GIVEN EXERCISE: Omit every picture and return the rest of the data unaltered.

SOURCE MATERIAL:
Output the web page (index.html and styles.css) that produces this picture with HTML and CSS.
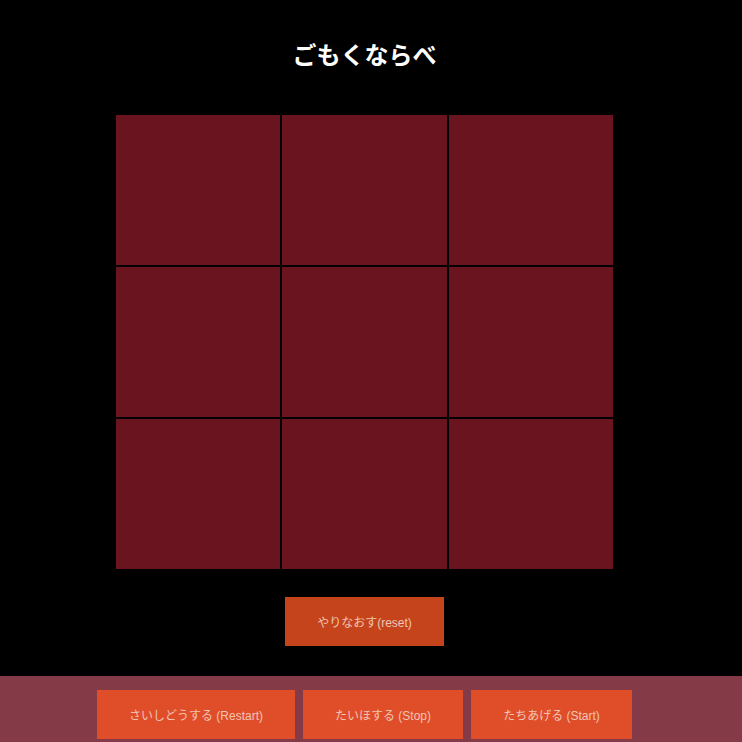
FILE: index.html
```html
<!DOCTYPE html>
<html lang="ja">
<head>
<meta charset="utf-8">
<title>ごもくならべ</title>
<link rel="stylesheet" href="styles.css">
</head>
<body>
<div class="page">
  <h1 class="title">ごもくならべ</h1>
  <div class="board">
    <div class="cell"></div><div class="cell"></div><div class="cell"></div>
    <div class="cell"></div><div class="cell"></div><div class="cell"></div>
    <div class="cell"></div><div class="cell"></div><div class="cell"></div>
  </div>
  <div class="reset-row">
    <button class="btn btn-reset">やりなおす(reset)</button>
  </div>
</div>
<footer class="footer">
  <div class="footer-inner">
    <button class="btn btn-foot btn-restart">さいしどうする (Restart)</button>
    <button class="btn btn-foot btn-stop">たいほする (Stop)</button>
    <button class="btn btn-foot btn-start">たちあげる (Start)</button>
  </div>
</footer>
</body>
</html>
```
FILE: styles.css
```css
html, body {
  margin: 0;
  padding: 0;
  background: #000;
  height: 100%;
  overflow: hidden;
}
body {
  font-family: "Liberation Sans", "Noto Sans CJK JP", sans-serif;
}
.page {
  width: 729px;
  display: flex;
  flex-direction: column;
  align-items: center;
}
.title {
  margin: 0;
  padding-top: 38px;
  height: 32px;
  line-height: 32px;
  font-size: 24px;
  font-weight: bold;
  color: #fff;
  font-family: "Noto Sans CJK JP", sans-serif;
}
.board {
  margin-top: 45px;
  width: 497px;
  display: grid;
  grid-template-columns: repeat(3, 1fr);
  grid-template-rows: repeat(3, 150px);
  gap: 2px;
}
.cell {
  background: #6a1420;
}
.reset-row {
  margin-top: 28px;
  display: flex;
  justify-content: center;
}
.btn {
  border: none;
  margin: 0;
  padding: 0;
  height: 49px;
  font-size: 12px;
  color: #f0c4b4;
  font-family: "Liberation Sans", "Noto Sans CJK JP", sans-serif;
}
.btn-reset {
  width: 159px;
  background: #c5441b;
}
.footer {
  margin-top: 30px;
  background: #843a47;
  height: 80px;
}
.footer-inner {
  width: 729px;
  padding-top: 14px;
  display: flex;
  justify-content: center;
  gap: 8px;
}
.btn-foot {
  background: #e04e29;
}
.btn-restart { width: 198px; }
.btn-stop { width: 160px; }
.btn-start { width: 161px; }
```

RESULT BELOW:
Output the web page (index.html and styles.css) that produces this picture with HTML and CSS.
FILE: index.html
```html
<!DOCTYPE html>
<html lang="ja">
<head>
<meta charset="utf-8">
<title>ごもくならべ</title>
<link rel="stylesheet" href="styles.css">
</head>
<body>
<div class="page">
  <h1 class="title">ごもくならべ</h1>
  <div class="board">
    <div class="cell"></div><div class="cell"></div><div class="cell"></div>
    <div class="cell"></div><div class="cell"></div><div class="cell"></div>
    <div class="cell"></div><div class="cell"></div><div class="cell"></div>
  </div>
  <div class="reset-row">
    <button class="btn btn-reset">やりなおす(reset)</button>
  </div>
</div>
<footer class="footer">
  <div class="footer-inner">
    <button class="btn btn-foot btn-restart">さいしどうする (Restart)</button>
    <button class="btn btn-foot btn-stop">たいほする (Stop)</button>
    <button class="btn btn-foot btn-start">たちあげる (Start)</button>
  </div>
</footer>
</body>
</html>
```
FILE: styles.css
```css
html, body {
  margin: 0;
  padding: 0;
  background: #000;
  height: 100%;
  overflow: hidden;
}
body {
  font-family: "Liberation Sans", "Noto Sans CJK JP", sans-serif;
}
.page {
  width: 729px;
  display: flex;
  flex-direction: column;
  align-items: center;
}
.title {
  margin: 0;
  padding-top: 38px;
  height: 32px;
  line-height: 32px;
  font-size: 24px;
  font-weight: bold;
  color: #fff;
  font-family: "Noto Sans CJK JP", sans-serif;
}
.board {
  margin-top: 45px;
  width: 497px;
  display: grid;
  grid-template-columns: repeat(3, 1fr);
  grid-template-rows: repeat(3, 150px);
  gap: 2px;
}
.cell {
  background: #6a1420;
}
.reset-row {
  margin-top: 28px;
  display: flex;
  justify-content: center;
}
.btn {
  border: none;
  margin: 0;
  padding: 0;
  height: 49px;
  font-size: 12px;
  color: #f0c4b4;
  font-family: "Liberation Sans", "Noto Sans CJK JP", sans-serif;
}
.btn-reset {
  width: 159px;
  background: #c5441b;
}
.footer {
  margin-top: 30px;
  background: #843a47;
  height: 80px;
}
.footer-inner {
  width: 729px;
  padding-top: 14px;
  display: flex;
  justify-content: center;
  gap: 8px;
}
.btn-foot {
  background: #e04e29;
}
.btn-restart { width: 198px; }
.btn-stop { width: 160px; }
.btn-start { width: 161px; }
```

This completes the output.